■ **What is expected**: What lines of the data include the string "Write"? Copy them all.

==========

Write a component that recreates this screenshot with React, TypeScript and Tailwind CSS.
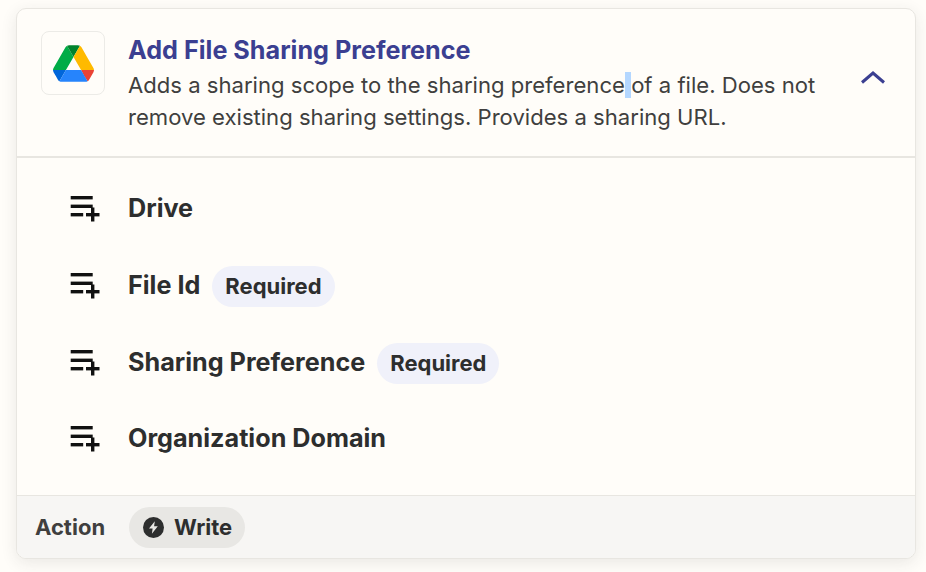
const fields = [
  { label: "Drive", required: false },
  { label: "File Id", required: true },
  { label: "Sharing Preference", required: true },
  { label: "Organization Domain", required: false },
];

const DriveLogo = () => (
  <svg viewBox="0 0 87.3 78" className="h-[37px] w-[41px]">
    <path d="m6.6 66.85 3.85 6.65c.8 1.4 1.95 2.5 3.3 3.3l13.75-23.8h-27.5c0 1.55.4 3.1 1.2 4.5z" fill="#0066da" />
    <path d="m43.65 25-13.75-23.8c-1.35.8-2.5 1.9-3.3 3.3l-25.4 44a9.06 9.06 0 0 0 -1.2 4.5h27.5z" fill="#00ac47" />
    <path d="m73.55 76.8c1.35-.8 2.5-1.9 3.3-3.3l1.6-2.75 7.65-13.25c.8-1.4 1.2-2.95 1.2-4.5h-27.502l5.852 11.5z" fill="#ea4335" />
    <path d="m43.65 25 13.75-23.8c-1.35-.8-2.9-1.2-4.5-1.2h-18.5c-1.6 0-3.15.45-4.5 1.2z" fill="#00832d" />
    <path d="m59.8 53h-32.3l-13.75 23.8c1.35.8 2.9 1.2 4.5 1.2h50.8c1.6 0 3.15-.45 4.5-1.2z" fill="#2684fc" />
    <path d="m73.4 26.5-12.7-22c-.8-1.4-1.95-2.5-3.3-3.3l-13.75 23.8 16.15 28h27.45c0-1.55-.4-3.1-1.2-4.5z" fill="#ffba00" />
  </svg>
);

const AddFieldIcon = () => (
  <svg viewBox="0 0 30 26" className="h-[26px] w-[30px] shrink-0" fill="#111111">
    <rect x="0.7" y="0" width="22" height="3.4" />
    <rect x="0.7" y="8.6" width="22" height="3.4" />
    <rect x="0.7" y="17" width="12.5" height="3.4" />
    <rect x="16" y="17" width="13.5" height="3.4" />
    <rect x="21" y="11.5" width="3.4" height="14" />
  </svg>
);

const BoltIcon = () => (
  <svg viewBox="0 0 21 21" className="h-[21px] w-[21px]">
    <circle cx="10.5" cy="10.5" r="10.5" fill="#2d2e2e" />
    <path d="M11.8 4.2 6 11.6h3.6l-.7 5.2 5.9-7.5h-3.7z" fill="#e8e7e4" />
  </svg>
);

export default function App() {
  return (
    <div className="min-h-[572px] bg-[#fffdf9] px-4 pt-2 font-['Inter',sans-serif]">
      <div className="h-[551px] w-[900px] overflow-hidden rounded-[10px] border border-[#e8e6e1] bg-[#fffdf9] shadow-[0_4px_16px_rgba(45,46,46,0.1)]">
        <div className="flex h-[149px] border-b-2 border-[#e8e6e1] pt-[22px] pl-6">
          <div className="flex size-16 shrink-0 items-center justify-center rounded-lg border border-[#ecebe7]">
            <DriveLogo />
          </div>
          <div className="mt-px ml-[23px] w-[701px]">
            <h2 className="text-[25.2px] leading-[37px] font-bold text-[#3b3f91]">
              Add File Sharing Preference
            </h2>
            <p className="text-[22.1px] leading-8 text-[#403f3e]">
              Adds a sharing scope to the sharing preference<span className="bg-[#b4d7ff]"> </span>of a file. Does not remove existing sharing settings. Provides a sharing URL.
            </p>
          </div>
          <svg viewBox="0 0 24 14" className="mt-[39px] ml-[32px] h-[14px] w-6" fill="none" stroke="#3b3f91" strokeWidth="3">
            <path d="M1 12.5 12 3 23 12.5" />
          </svg>
        </div>
        <div className="flex h-[337px] flex-col pt-3 pl-[53px]">
          {fields.map((field) => (
            <div key={field.label} className="flex h-[77px] shrink-0 items-center last:-mt-px">
              <AddFieldIcon />
              <span className="ml-7 text-[25.2px] font-bold text-[#2d2e2e]">{field.label}</span>
              {field.required && (
                <span className="mt-px ml-3 flex h-[41px] items-center rounded-full bg-[#f0f1fa] px-[13px] text-[22px] font-bold text-[#2d2e2e]">
                  Required
                </span>
              )}
            </div>
          ))}
        </div>
        <div className="flex h-[64px] items-center border-t border-[#e8e6e1] bg-[#f7f6f4] pl-[18px]">
          <span className="text-[22px] font-bold text-[#403f3e]">Action</span>
          <span className="ml-6 flex h-[41px] items-center gap-2.5 rounded-full bg-[#e8e7e4] pr-[13px] pl-[14px] text-[22px] font-bold text-[#2d2e2e]">
            <BoltIcon />
            Write
          </span>
        </div>
      </div>
    </div>
  );
}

==========

■ **Response to the task**:
Write a component that recreates this screenshot with React, TypeScript and Tailwind CSS.
            Write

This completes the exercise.